CSI Bromley: The evidence
Anyone in business has a need to keep records to satisfy the demands of government, the tax authorities and possibly their accountant. These records provide the evidence of what the business has done and can also provide a guide to what it will do.
But just what does a business need to do to keep everybody happy and also not overburden the small business owner in a web of red tape?
The starting point should probably be our attitude to record keeping. Is it an asset or a liability? A joy or a burden? As accountants we rarely hear clients talking excitedly about their day out with Miss Sage or Mrs Quickbooks!
Record keeping should be looked on initially as the record of our achievements. The source of data that tells us just how well the business is running, how close we are to meeting or even exceeding the milestones we set, to achieve that early, long and well financed retirement.
Having decided on what we need to achieve we can then start to look at the accounting within our business as a means to an end, rather than the thing we do at the end.
But what are the basics we need to build in?
The Companies Act
Most small limited companies will produce accounts which will include a statement on the balance sheet that states “the directors acknowledge their responsibilities for ensuring the company has kept accounting records which comply with sections 386 and 387 of the Companies Act 2006”.
This might sound very legal but in summary form, section 386 requires records to:
- Show and explain the company transactions
- Disclose the company financial position at any one time
- Provide a record of day to day transactions
- List the assets and liabilities of the company
- Keep details of stock and stocktaking
Thus has it always been. As for section 387, this contains the stick. Failing to maintain the records in accordance with section 386 can result in a fine or imprisonment.
Before mass computerisation a simple cash book and a lever arch file would cover most of this. Now there is a wealth of apps and software packages that can take away a lot of the time required to keep you on the right side of section 386.
Her Majesty’s Revenue and Customs
Apart from the Companies Act 2006, the other big influence on record keeping comes from HMRC. Many of us will have felt that cold chill on the back of the neck when being advised of a compliance visit from the VAT or PAYE man.
But what do they require? The Revenue do give a lot of guidance in this area, one of their compliance toolkits lists the key areas they look at.
Certainly on a PAYE compliance visit they will look at such things as:
- Petty cash records
- Expense claims
- Bank statements
- Timesheets and clock cards
- Cheque books
All the secondary paperwork that gets shoved in files and folders. They also look for personal bills going through the business and always home in on mileage records and travel and subsistence payments.
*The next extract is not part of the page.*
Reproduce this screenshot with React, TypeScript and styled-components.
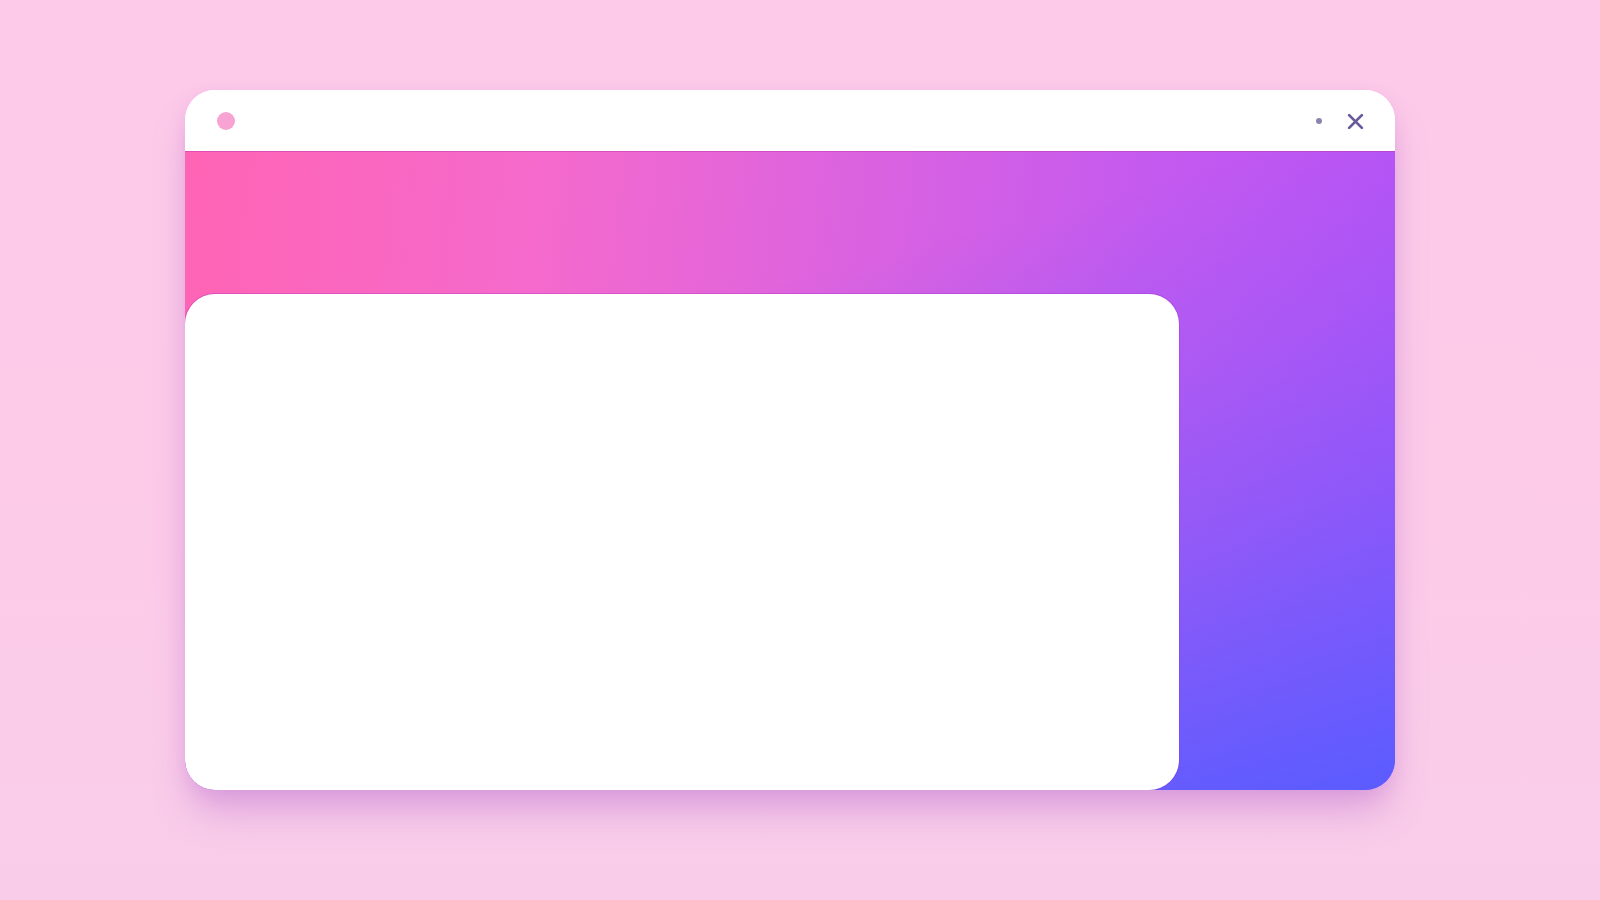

The record keeping should be primarily focused on providing the necessary data to help business owners make the key decisions to maintain or grow that business.
To run a business well requires good systems and good records. This should automatically ensure you meet the requirements of both the Companies Act and HMRC.
A well organised business can call up a record of what has gone on quickly and seamlessly, reveal the financial position, effectively a balance sheet of assets and liabilities, and have the evidence to hand to support this.
This can be all manual, all digital or a combination of the two. Decide, then implement.
At the next Accelerator Club workshop we will be looking at what constitutes the accounting records of a business and how in turn they can be used to boost your business further. The important thing is to get the attitude right. Good accounting records start on a Monday morning and are not left to be crammed into a Sunday night.